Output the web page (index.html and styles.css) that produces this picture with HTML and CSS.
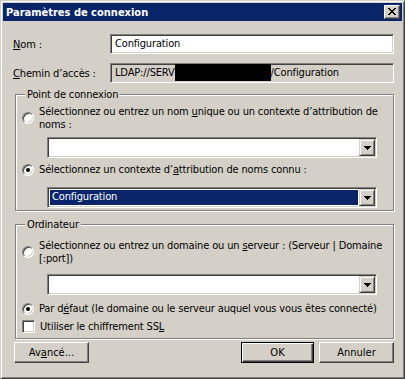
FILE: index.html
```html
<!DOCTYPE html>
<html lang="fr">
<head>
    <meta charset="UTF-8">
    <title>Paramètres de connexion</title>
    <link rel="stylesheet" href="styles.css">
</head>
<body>

    <div class="window">
        <div class="titlebar">
            <span class="title">Paramètres de connexion</span>
            <span class="close-btn">
                <svg width="8" height="7" viewBox="0 0 8 7" shape-rendering="crispEdges"><path fill="#000" d="M0 0h2v1h-2zM6 0h2v1h-2zM1 1h2v1h-2zM5 1h2v1h-2zM2 2h4v1h-4zM3 3h2v1h-2zM2 4h4v1h-4zM1 5h2v1h-2zM5 5h2v1h-2zM0 6h2v1h-2zM6 6h2v1h-2z"/></svg>
            </span>
        </div>

        <div class="content">
            <div class="field-row first">
                <label class="field-label"><u>N</u>om :</label>
                <div class="edit">Configuration</div>
            </div>
            <div class="field-row second">
                <label class="field-label"><u>C</u>hemin d’accès :</label>
                <div class="edit readonly">LDAP://SERV<span class="redacted"></span>/Configuration</div>
            </div>

            <fieldset class="group group-point">
                <legend>Point de connexion</legend>
                <div class="option opt-unique">
                    <span class="radio"></span>
                    <span class="option-text">Sélectionnez ou entrez un nom <u>u</u>nique ou un contexte d’attribution de noms :</span>
                </div>
                <div class="combo combo-unique">
                    <div class="combo-value"></div>
                    <span class="drop-btn"><svg width="7" height="4" viewBox="0 0 7 4" shape-rendering="crispEdges"><path fill="#000" d="M0 0h7v1h-1v1h-1v1h-1v1h-1v-1h-1v-1h-1v-1h-1z"/></svg></span>
                </div>
                <div class="option opt-known">
                    <span class="radio checked"></span>
                    <span class="option-text">Sélectionnez un contexte d’<u>a</u>ttribution de noms connu :</span>
                </div>
                <div class="combo combo-known">
                    <div class="combo-value selected">Configuration</div>
                    <span class="drop-btn"><svg width="7" height="4" viewBox="0 0 7 4" shape-rendering="crispEdges"><path fill="#000" d="M0 0h7v1h-1v1h-1v1h-1v1h-1v-1h-1v-1h-1v-1h-1z"/></svg></span>
                </div>
            </fieldset>

            <fieldset class="group group-computer">
                <legend>Ordinateur</legend>
                <div class="option opt-server">
                    <span class="radio"></span>
                    <span class="option-text">Sélectionnez ou entrez un domaine ou un <u>s</u>erveur : (Serveur | Domaine [:port])</span>
                </div>
                <div class="combo combo-server">
                    <div class="combo-value"></div>
                    <span class="drop-btn"><svg width="7" height="4" viewBox="0 0 7 4" shape-rendering="crispEdges"><path fill="#000" d="M0 0h7v1h-1v1h-1v1h-1v1h-1v-1h-1v-1h-1v-1h-1z"/></svg></span>
                </div>
                <div class="option opt-default">
                    <span class="radio checked"></span>
                    <span class="option-text">Par d<u>é</u>faut (le domaine ou le serveur auquel vous vous êtes connecté)</span>
                </div>
                <div class="option opt-ssl">
                    <span class="checkbox"></span>
                    <span class="option-text">Utiliser le chiffrement SS<u>L</u></span>
                </div>
            </fieldset>

            <div class="buttons">
                <button class="btn">Av<u>a</u>ncé...</button>
                <span class="spacer"></span>
                <button class="btn default">OK</button>
                <button class="btn">Annuler</button>
            </div>
        </div>
    </div>

</body>
</html>
```

FILE: styles.css
```css
body {
    margin: 0;
    padding: 0;
    background-color: #d4d0c8;
    font-family: "DejaVu Sans Condensed", "Liberation Sans", sans-serif;
    font-size: 11px;
    line-height: 13px;
    letter-spacing: -0.15px;
    color: #000;
}

u {
    text-decoration: underline;
    text-underline-offset: 1px;
}

.window {
    box-sizing: border-box;
    width: 405px;
    height: 379px;
    padding: 2px;
    border: 1px solid;
    border-color: #d4d0c8 #404040 #404040 #d4d0c8;
    box-shadow: inset 1px 1px 0 #fff, inset -1px -1px 0 #808080;
    background-color: #d4d0c8;
    display: flex;
    flex-direction: column;
}

.titlebar {
    height: 18px;
    background-color: #0a246a;
    display: flex;
    align-items: center;
    padding: 0 2px 0 3px;
}

.title {
    flex: 1;
    color: #fff;
    font-weight: bold;
    letter-spacing: 0;
}

.close-btn {
    box-sizing: border-box;
    width: 16px;
    height: 14px;
    border: 1px solid;
    border-color: #fff #404040 #404040 #fff;
    box-shadow: inset -1px -1px 0 #808080;
    background-color: #d4d0c8;
    display: flex;
    align-items: center;
    justify-content: center;
    padding: 0 1px 1px 0;
}

.close-btn svg {
    display: block;
}

.content {
    padding: 0 8px 0 10px;
}

.field-row {
    display: flex;
    align-items: center;
}

.field-row.first {
    margin-top: 13px;
}

.field-row.second {
    margin-top: 9px;
}

.field-label {
    width: 97px;
}

.edit {
    box-sizing: border-box;
    flex: 1;
    height: 20px;
    padding: 2px 4px 0;
    border: 1px solid;
    border-color: #808080 #fff #fff #808080;
    box-shadow: inset 1px 1px 0 #404040, inset -1px -1px 0 #d4d0c8;
    background-color: #fff;
    white-space: nowrap;
    overflow: hidden;
}

.edit.readonly {
    background-color: #d4d0c8;
}

.redacted {
    display: inline-block;
    width: 96px;
    height: 17px;
    margin-top: -2px;
    vertical-align: top;
    background-color: #000;
}

.group {
    margin: 5px 0 0 2px;
    padding: 0 1px 2px 6px;
    border: 1px solid #808080;
    box-shadow: inset 1px 1px 0 #fff, 1px 1px 0 #fff;
    min-width: 0;
}

.group legend {
    padding: 0 2px;
    margin-left: 3px;
    line-height: 13px;
    background-color: #d4d0c8;
}

.group-computer {
    margin-top: 7px;
    padding-bottom: 5px;
}

.option {
    display: flex;
    align-items: center;
}

.option-text {
    flex: 1;
    padding-left: 5px;
}

.opt-unique {
    margin-top: 4px;
}

.opt-known {
    margin-top: 5px;
}

.opt-server {
    margin-top: 8px;
}

.opt-default {
    margin-top: 7px;
}

.opt-ssl {
    margin-top: 5px;
}

.radio {
    box-sizing: border-box;
    position: relative;
    width: 12px;
    height: 12px;
    flex: none;
    border-radius: 50%;
    border: 1px solid;
    border-color: #808080 #fff #fff #808080;
    box-shadow: inset 1px 1px 0 #404040, inset -1px -1px 0 #d4d0c8;
    background-color: #fff;
}

.radio.checked::after {
    content: "";
    position: absolute;
    left: 3px;
    top: 3px;
    width: 4px;
    height: 4px;
    border-radius: 50%;
    background-color: #000;
}

.checkbox {
    box-sizing: border-box;
    width: 13px;
    height: 13px;
    flex: none;
    border: 1px solid;
    border-color: #808080 #fff #fff #808080;
    box-shadow: inset 1px 1px 0 #404040, inset -1px -1px 0 #d4d0c8;
    background-color: #fff;
}

.combo {
    box-sizing: border-box;
    display: flex;
    height: 21px;
    margin: 0 15px 0 25px;
    padding: 2px;
    border: 1px solid;
    border-color: #808080 #fff #fff #808080;
    box-shadow: inset 1px 1px 0 #404040, inset -1px -1px 0 #d4d0c8;
    background-color: #fff;
}

.combo-unique {
    margin-top: 6px;
}

.combo-known {
    margin-top: 11px;
}

.combo-server {
    margin-top: 9px;
}

.combo-value {
    flex: 1;
    padding-left: 2px;
    margin-right: 1px;
}

.combo-value.selected {
    background-color: #0a246a;
    color: #fff;
}

.drop-btn {
    box-sizing: border-box;
    width: 16px;
    height: 17px;
    margin: -1px -1px 0 0;
    border: 1px solid;
    border-color: #d4d0c8 #404040 #404040 #d4d0c8;
    box-shadow: inset 1px 1px 0 #fff, inset -1px -1px 0 #808080;
    background-color: #d4d0c8;
    display: flex;
    align-items: center;
    justify-content: center;
}

.buttons {
    display: flex;
    margin-top: 3px;
    padding-left: 1px;
}

.spacer {
    flex: 1;
}

.btn {
    box-sizing: border-box;
    width: 75px;
    height: 21px;
    padding: 0;
    font: inherit;
    color: #000;
    border: 1px solid;
    border-color: #fff #404040 #404040 #fff;
    box-shadow: inset -1px -1px 0 #808080;
    background-color: #d4d0c8;
}

.btn.default {
    width: 73px;
    margin-right: 5px;
    border-color: #000;
    box-shadow: inset 1px 1px 0 #fff, inset -1px -1px 0 #404040, inset -2px -2px 0 #808080;
}
```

Problem description: In the listing above, find the lines holding the word "styles" and copy them.

Answer for the task:
Output the web page (index.html and styles.css) that produces this picture with HTML and CSS.
    <link rel="stylesheet" href="styles.css">
FILE: styles.css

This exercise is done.